There are still a few caveats when using involutes in this way. For a start, the procedure I described above for picking an involute given two endpoints and direction vectors doesn't guarantee to produce a sensible smooth curve. One failure mode is that the thread being wrapped around the circle might pass through zero length in the middle of the curve and go negative – in which case the resulting curve seems to ‘bounce off’ the invisible circle in mid-flight, and ends up approaching the endpoint from precisely the wrong direction.

If this happens, you just have to try specifying your curve in a different way, or use more segments, or (if you really have no alternative) resort to a Bézier.

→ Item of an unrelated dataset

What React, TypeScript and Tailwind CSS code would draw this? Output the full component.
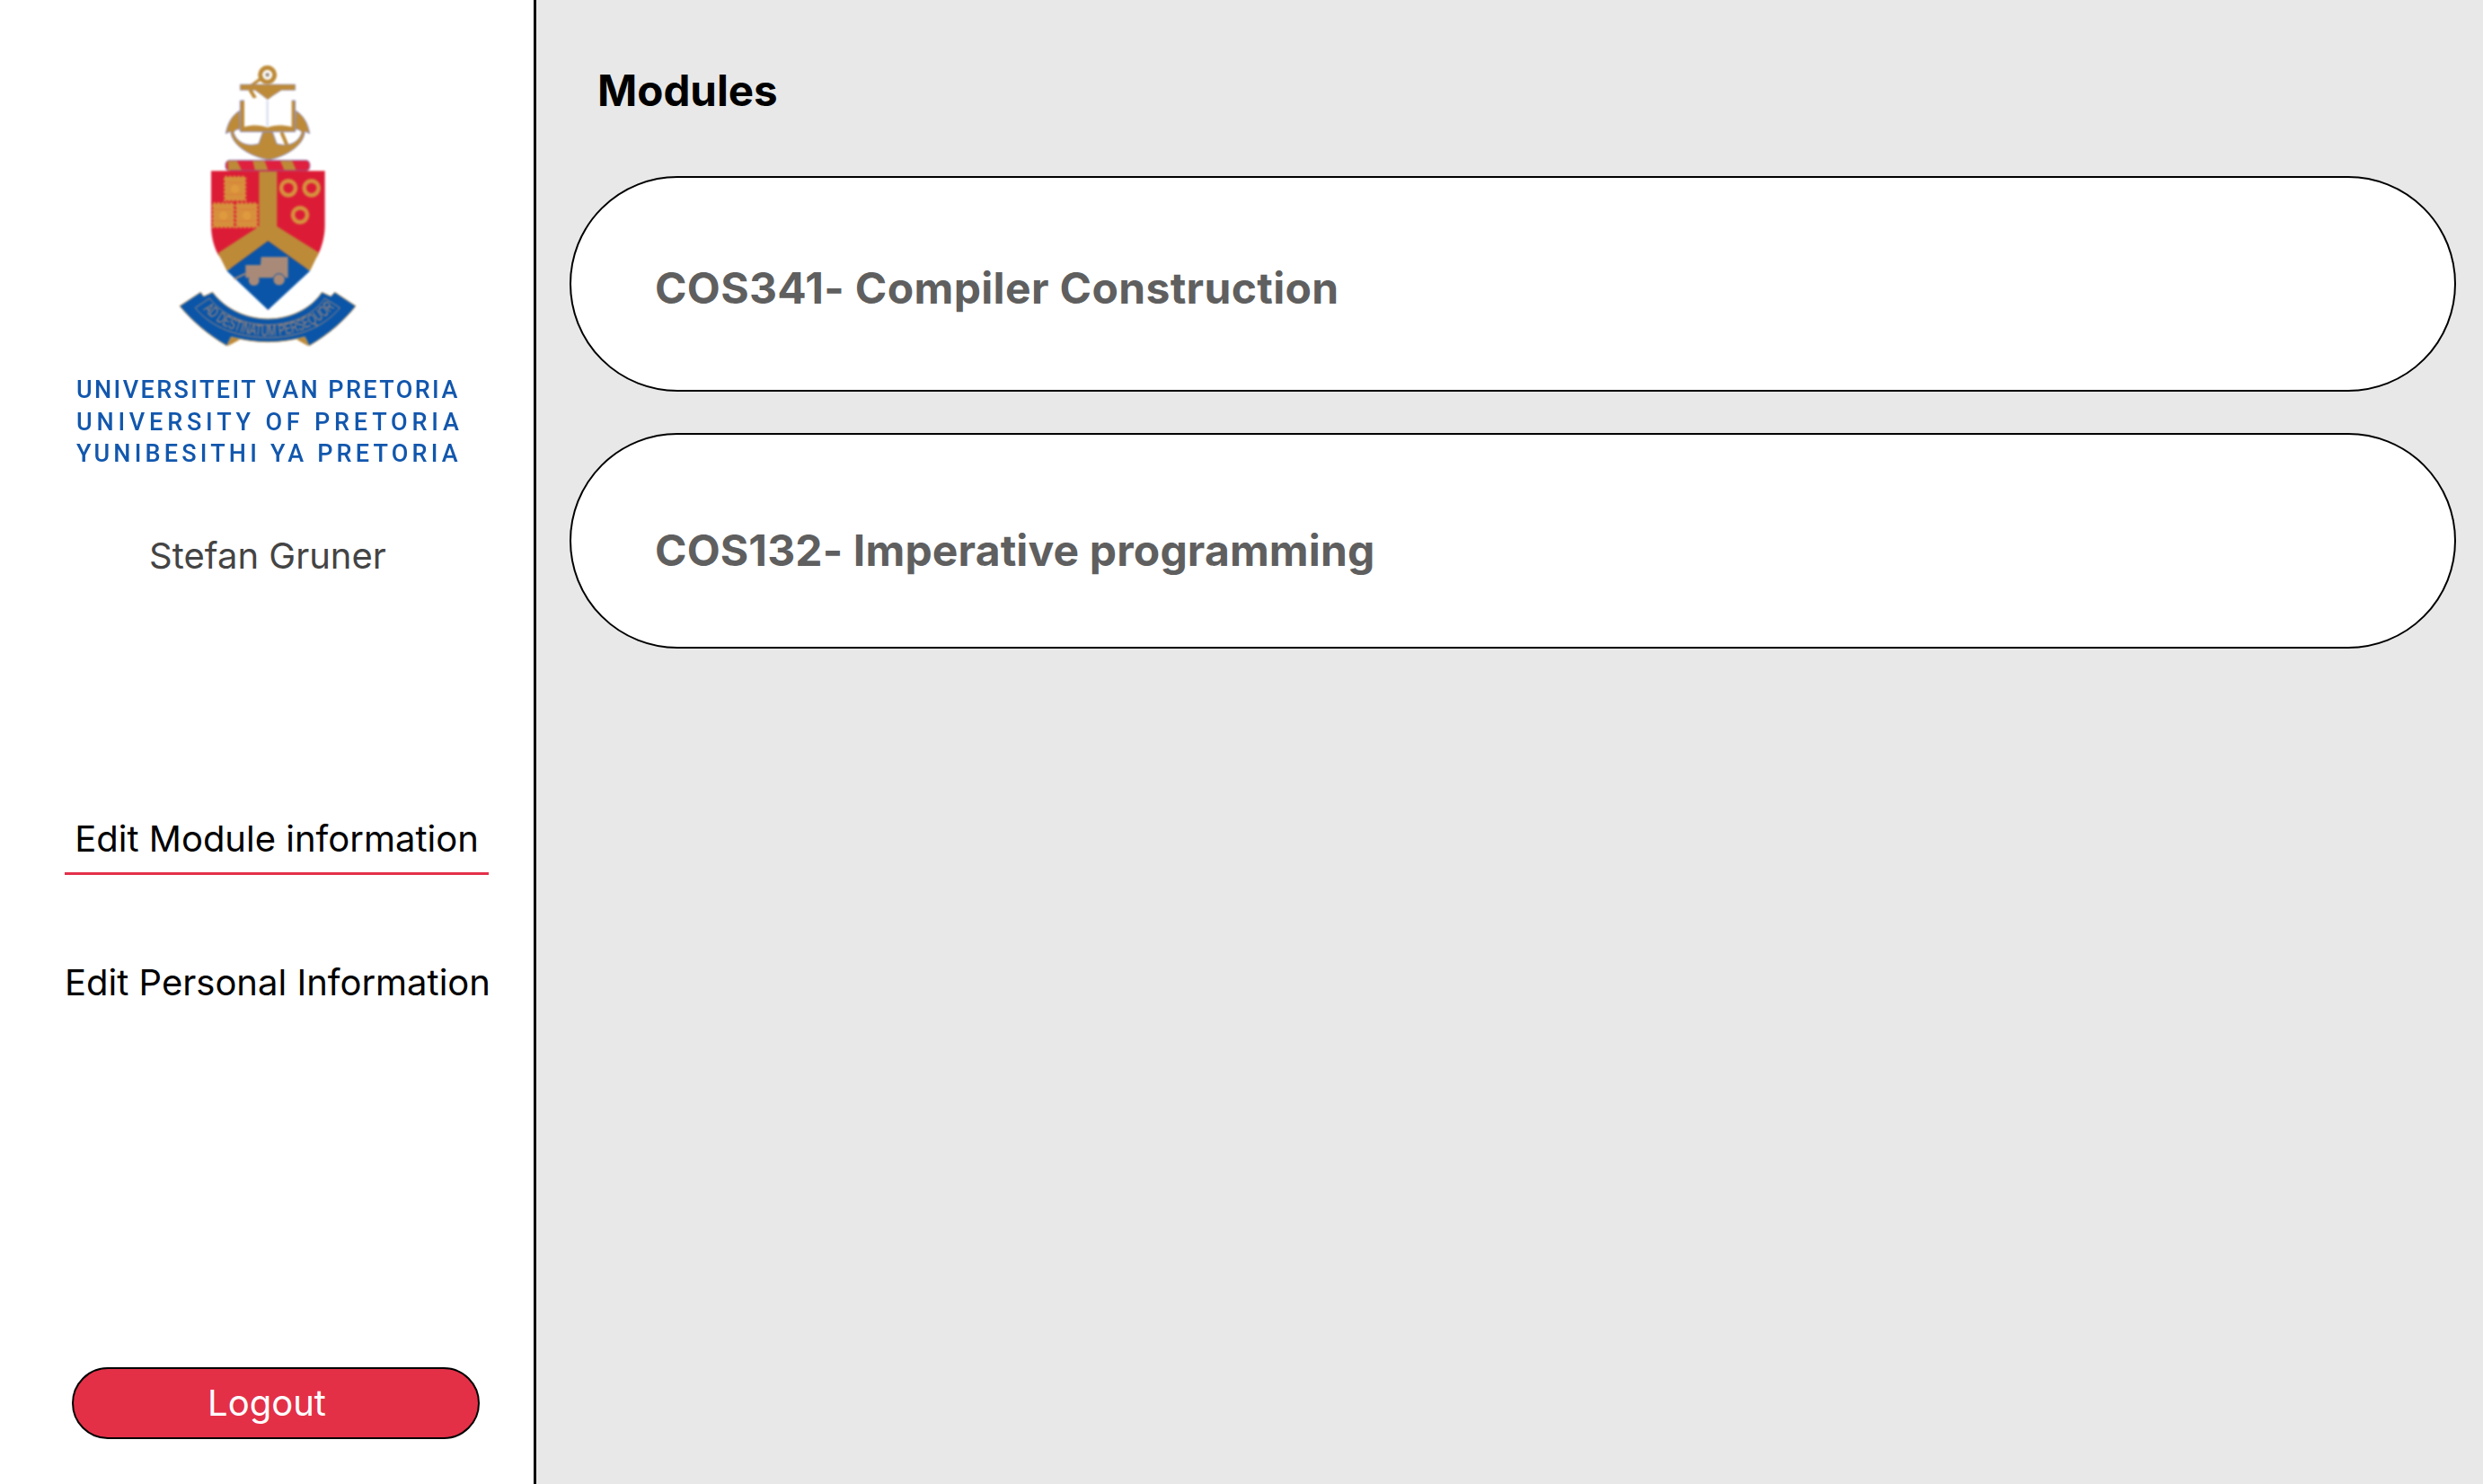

Also, being fundamentally based on circles and curvature, involutes aren't as agnostic about aspect ratio as Béziers. They do very well at drawing shapes that are essentially ‘circle-like’ (not necessarily actually circular, but having some sort of essential quality that's close to invariant under rotation), but for anything ellipse-like they do very badly indeed. One particular glyph caused me a lot of trouble on this score, which was the 8 used in time signatures. The 8 has to be the same width as the other digits, but its two bulbs are shorter than the single bulb of (say) a zero; this means it has an ellipse-like short squat oblate look, and as a result my first few attempts to draw it with involutes failed miserably. Eventually I worked out what the problem was, and solved it by horizontally squashing the coordinate system a bit so that the two bulbs of the 8 became more round-ish; then, suddenly, the involutes were going precisely where I wanted them to go, and I was able to draw an 8 I was happy with. Then I postprocessed it by re-expanding the coordinate system.